Education Week Survey – RI Results
Dan Yorke reminded me about this story in today’s ProJo:
Rhode Island has received mixed grades on the quality of its public education system, scoring poorly in two critical areas: student achievement and efforts to improve teacher quality, according to a national education magazine.
Education Week’s “Quality Counts 2008” report card gave Rhode Island D’s in those categories. The state fared better in its academic standards and testing system, earning a B+; the overall chance for student success, B-; and the amount of money it spends on education, B. The state received a C- for its efforts to offer high-quality early-childhood education programs and prepare students for college and work.
Overall, Rhode Island averaged a C, matching the national average, but lagging the other five New England states.

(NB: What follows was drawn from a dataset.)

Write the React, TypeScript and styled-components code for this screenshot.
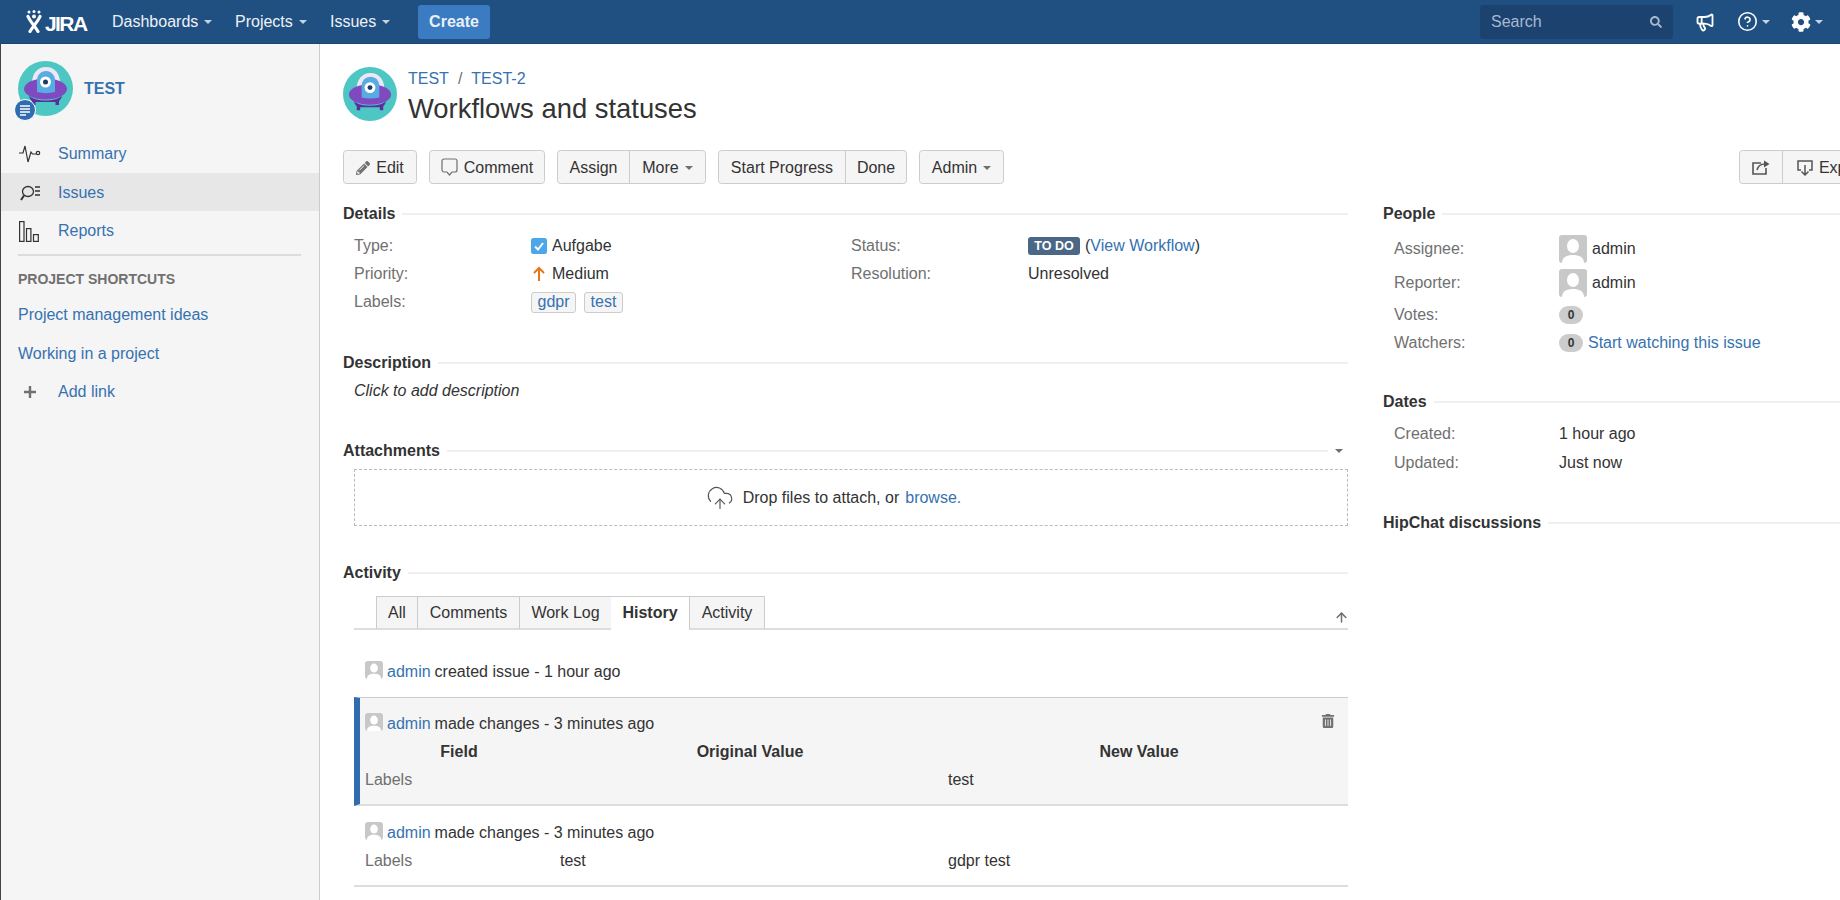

Education Week has their report online and offers a few ways of looking at the data. (Including a way to make your own report). To compare the New England states, go here. Here is their specific report on Rhode Island (PDF). The ProJo article points out a couple other findings by EdWeek:
•Rhode Island teachers are the highest paid in the nation when compared with other similar professions in the state. These include: accountants, architects, clergy, compliance officers, commuter programmers, counselors, editors and reporters, human-resources specialists, insurance underwriters, occupational and physical therapists, registered nurses and technical writers. Nationally, teachers earn just 88 cents on the dollar, when stacked against comparable professions. In Rhode Island, however, teachers earn about $1.12, or 12 cents more on the dollar than other comparable professions….[page 12 of the report – ed.]
•The report also found that Rhode Island ranks low — 44th — in the number of children whose parents are fluent English speakers, a potential risk for the future success of students whose parents do not speak English. [page 4 of the report – ed.]
•While the state ranked among the highest —7th — in its per-pupil expenditure (adjusted for regional cost differences), $10,581 a year per student, it scored at the bottom in school finance equity. Rhode Island ranked 42nd in its ability to bring all students to the same median level of what districts spend per pupil. [page 13 of the report – ed.]
The problem with the overall grade (Rhode Island gets a “C”) is that it’s misleading. Look at the categories:
It looks like the infrastructure and money is there, but the results aren’t. As Yorke said, “We’ve raised the bar but no one can reach it.” The question we need answered is, “Why not?”
“We’ve raised the bar but no one can reach it.”
Actually, in terms of student achievement, the bar is low (D+) and we are not reaching it (D).
Cue stage LEFT! Pat Crowley’s NEA salute!
Hold that middle finger high and proud before the children, parents and taxpayers of Rhode Island!